Having duetted with Space a year earlier on the well-received and astonishingly clever Ballad Of Tom Jones, Catatonia singer Cerys Matthews was an obvious choice of collaborator for one of the tracks on Jones’ own album of duets Reload which had been released in October 1999 to widespread acclaim and had already produced a Top 10 hit in the shape of Burning Down The House on which he was accompanied by The Cardigans. Despite thus being red hot as a performer once more, this seasonally-themed single was actually something of a misfire. A faithful retread of the pop standard originally written by Frank Loesser in 1944 and which won him an Oscar for Best Original Song when featured in the 1948 movie Neptune’s Daughter, Tom and Cerys’ rendition was surprisingly the first version ever to make the British charts but in spite of the festive angle airplay was rather limited and it crashed in at Number 17 a week before Christmas before slumping to just outside the Top 30 in the holiday week itself.

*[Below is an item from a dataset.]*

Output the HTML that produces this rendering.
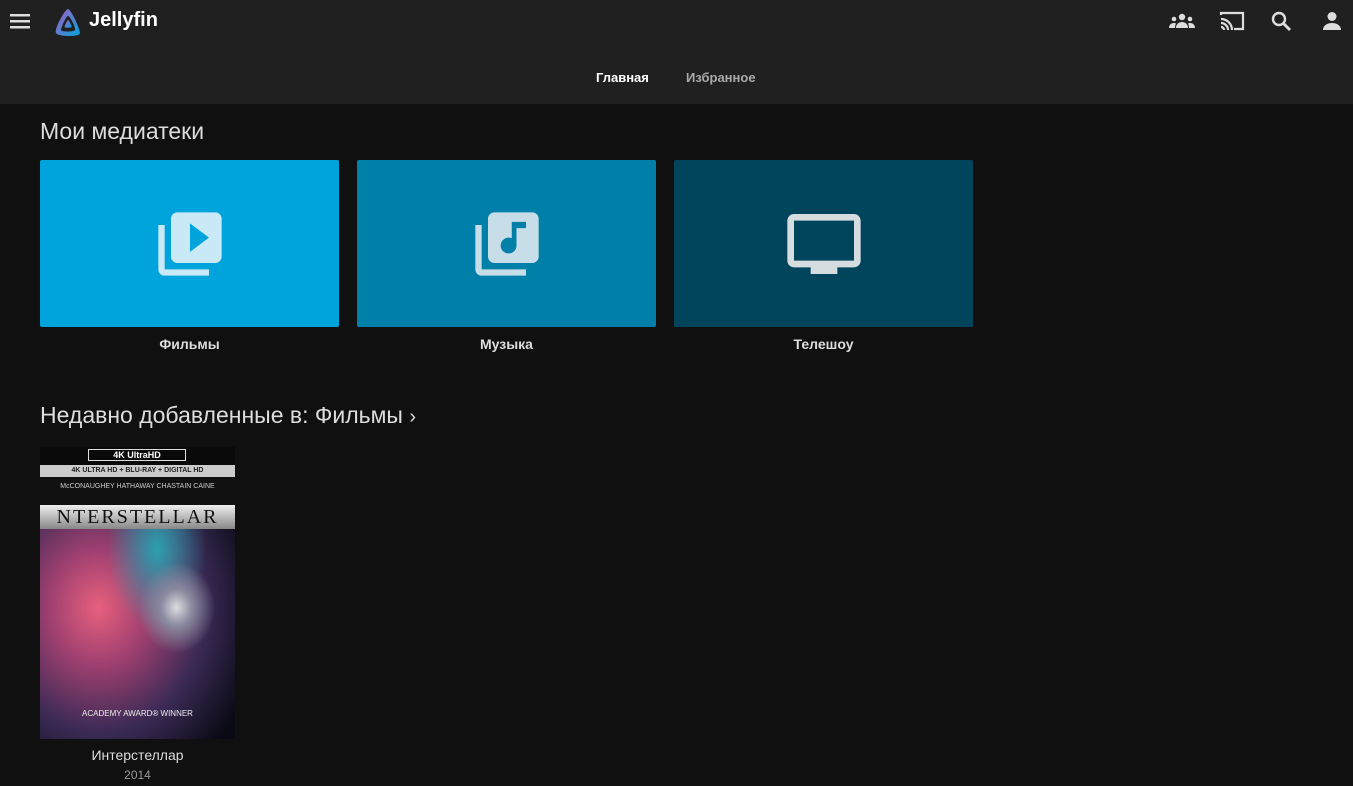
<!DOCTYPE html>
<html><head><meta charset="utf-8"><style>
*{margin:0;padding:0;box-sizing:border-box}
body{width:1353px;height:786px;background:#101010;font-family:"Liberation Sans",sans-serif;color:#ddd;position:relative;overflow:hidden}
.hdr{position:absolute;left:0;top:0;width:1353px;height:104px;background:#202020}
.abs{position:absolute}
.tile{position:absolute;top:160px;width:299px;height:167px;border-radius:2px;display:flex;align-items:center;justify-content:center}
.lbl{position:absolute;top:336px;width:299px;text-align:center;font-size:14px;font-weight:bold;color:#ddd}
h2{position:absolute;font-size:23px;font-weight:normal;color:#ddd}
</style></head><body>
<div class="hdr"></div>
<svg class="abs" style="left:10px;top:13px" width="20" height="16"><rect y="1" width="20" height="2.5" fill="#ddd"/><rect y="7" width="20" height="2.5" fill="#ddd"/><rect y="13" width="20" height="2.5" fill="#ddd"/></svg>
<svg class="abs" style="left:53px;top:7px" width="30" height="30" viewBox="0 0 30 30"><defs><linearGradient id="g" x1="0" y1="0" x2="1" y2="1"><stop offset="0" stop-color="#aa5cc3"/><stop offset="1" stop-color="#00a4dc"/></linearGradient></defs><path d="M15 2C12 2 1 22 3 26S27 30 27 26 18 2 15 2Z M15 9C17 9 23 21 22 23S8 25 8 23 13 9 15 9Z" fill="url(#g)" fill-rule="evenodd"/><path d="M15 13C16 13 19 19 18.5 20S11.5 21 11.5 20 14 13 15 13Z" fill="url(#g)"/></svg>
<div class="abs" style="left:89px;top:9px;font-size:20px;font-weight:bold;color:#fff">Jellyfin</div>
<svg class="abs" style="left:1169px;top:12px" width="26" height="18" viewBox="0 0 26 18"><circle cx="13" cy="5" r="3.2" fill="#ddd"/><path d="M7 16c0-4 3-6 6-6s6 2 6 6z" fill="#ddd"/><circle cx="5" cy="7" r="2.3" fill="#ddd"/><path d="M0 16c0-3 2-5 5-5 1 0 1.5.3 2 .5-.7 1.3-1 2.8-1 4.5z" fill="#ddd"/><circle cx="21" cy="7" r="2.3" fill="#ddd"/><path d="M26 16c0-3-2-5-5-5-1 0-1.5.3-2 .5.7 1.3 1 2.8 1 4.5z" fill="#ddd"/></svg>
<svg class="abs" style="left:1219px;top:10px" width="26" height="22" viewBox="0 0 26 22"><path d="M2 5V3h22v16h-9" fill="none" stroke="#ddd" stroke-width="2.2"/><path d="M2 9a11 11 0 0 1 11 11M2 13a7 7 0 0 1 7 7M2 17a3 3 0 0 1 3 3" fill="none" stroke="#ddd" stroke-width="2.2"/></svg>
<svg class="abs" style="left:1271px;top:11px" width="22" height="22" viewBox="0 0 22 22"><circle cx="8" cy="8" r="6" fill="none" stroke="#ddd" stroke-width="2.4"/><path d="M12.5 12.5L19 19" stroke="#ddd" stroke-width="3"/></svg>
<svg class="abs" style="left:1322px;top:11px" width="20" height="20" viewBox="0 0 20 20"><circle cx="10" cy="5.5" r="4.5" fill="#ddd"/><path d="M1 19c0-5 5-7 9-7s9 2 9 7z" fill="#ddd"/></svg>
<div class="abs" style="left:596px;top:70px;font-size:13px;font-weight:bold;color:#fff">Главная</div>
<div class="abs" style="left:686px;top:70px;font-size:13px;font-weight:bold;color:#aaa">Избранное</div>
<h2 style="left:40px;top:118px">Мои медиатеки</h2>
<div class="tile" style="left:40px;background:#00a4dc"><svg width="76" height="76" viewBox="0 0 24 24"><path d="M4 6H2v14c0 1.1.9 2 2 2h14v-2H4V6zm16-4H8c-1.1 0-2 .9-2 2v12c0 1.1.9 2 2 2h12c1.1 0 2-.9 2-2V4c0-1.1-.9-2-2-2zm-8 12.5v-9l6 4.5-6 4.5z" fill="#dff1f8" opacity=".9"/></svg></div>
<div class="tile" style="left:357px;background:#007fa9"><svg width="76" height="76" viewBox="0 0 24 24"><path d="M20 2H8c-1.1 0-2 .9-2 2v12c0 1.1.9 2 2 2h12c1.1 0 2-.9 2-2V4c0-1.1-.9-2-2-2zm-2 5h-3v5.5a2.5 2.5 0 0 1-5 0 2.5 2.5 0 0 1 3.5-2.3V5h4.5v2zM4 6H2v14c0 1.1.9 2 2 2h14v-2H4V6z" fill="#dde8ee" opacity=".9"/></svg></div>
<div class="tile" style="left:674px;background:#00455c"><svg width="80" height="80" viewBox="0 0 24 24"><path d="M21 3H3c-1.1 0-2 .9-2 2v12c0 1.1.9 2 2 2h5v2h8v-2h5c1.1 0 2-.9 2-2V5c0-1.1-.9-2-2-2zm0 14H3V5h18v12z" fill="#d6dde0"/></svg></div>
<div class="lbl" style="left:40px">Фильмы</div>
<div class="lbl" style="left:357px">Музыка</div>
<div class="lbl" style="left:674px">Телешоу</div>
<h2 style="left:40px;top:402px">Недавно добавленные в: Фильмы <span style="font-size:20px">›</span></h2>
<div class="abs" style="left:40px;top:447px;width:195px;height:292px;overflow:hidden;background:radial-gradient(ellipse at 70% 55%,#dcdce0 0%,#8a8aa0 8%,transparent 20%),radial-gradient(ellipse at 60% 35%,#2aa0b0 0%,transparent 30%),radial-gradient(ellipse at 30% 55%,#e8607e 0%,#a04070 25%,#3a2a55 55%,#0a0a14 85%)">
<div class="abs" style="left:0;top:0;width:195px;height:18px;background:#0a0a0a"></div>
<div class="abs" style="left:48px;top:2px;width:98px;height:12px;border:1px solid #ddd;color:#fff;font-size:9px;font-weight:bold;text-align:center;line-height:10px">4K UltraHD</div>
<div class="abs" style="left:0;top:18px;width:195px;height:12px;background:#ccc;color:#222;font-size:7px;font-weight:bold;text-align:center;line-height:12px">4K ULTRA HD + BLU-RAY + DIGITAL HD</div>
<div class="abs" style="left:0;top:30px;width:195px;height:30px;background:#111;color:#ccc;font-size:7px;text-align:center;line-height:20px">McCONAUGHEY HATHAWAY CHASTAIN CAINE</div>
<div class="abs" style="left:0;top:58px;width:195px;height:24px;background:linear-gradient(#eee,#888);color:#111;font-family:'Liberation Serif',serif;font-size:20px;text-align:center;line-height:24px;letter-spacing:2px">NTERSTELLAR</div>
<div class="abs" style="left:0;top:262px;width:195px;text-align:center;font-size:8px;color:#eee">ACADEMY AWARD® WINNER</div>
</div>
<div class="abs" style="left:40px;top:747px;width:195px;text-align:center;font-size:14px;color:#ddd">Интерстеллар</div>
<div class="abs" style="left:40px;top:768px;width:195px;text-align:center;font-size:12px;color:#999">2014</div>
</body></html>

History has actually been rather kinder to the single and as one of the few contemporary recordings to sit comfortably alongside the usual library of 70s and 80s festive perennials it picks up its fair share of airplay in the month leading up to the holiday although it has never returned to the singles chart since its initial run. Reload would go on to give Tom Jones plenty more hits in 2000, including the enduring classic Sex Bomb whilst Cerys would see her group dissolve and be reduced to sacrificing her dignity on I’m A Celebrity almost a decade later.
So that’s your first ten singles from ‘99 out of the way and not a single singing turd amongst them. That will change, believe me.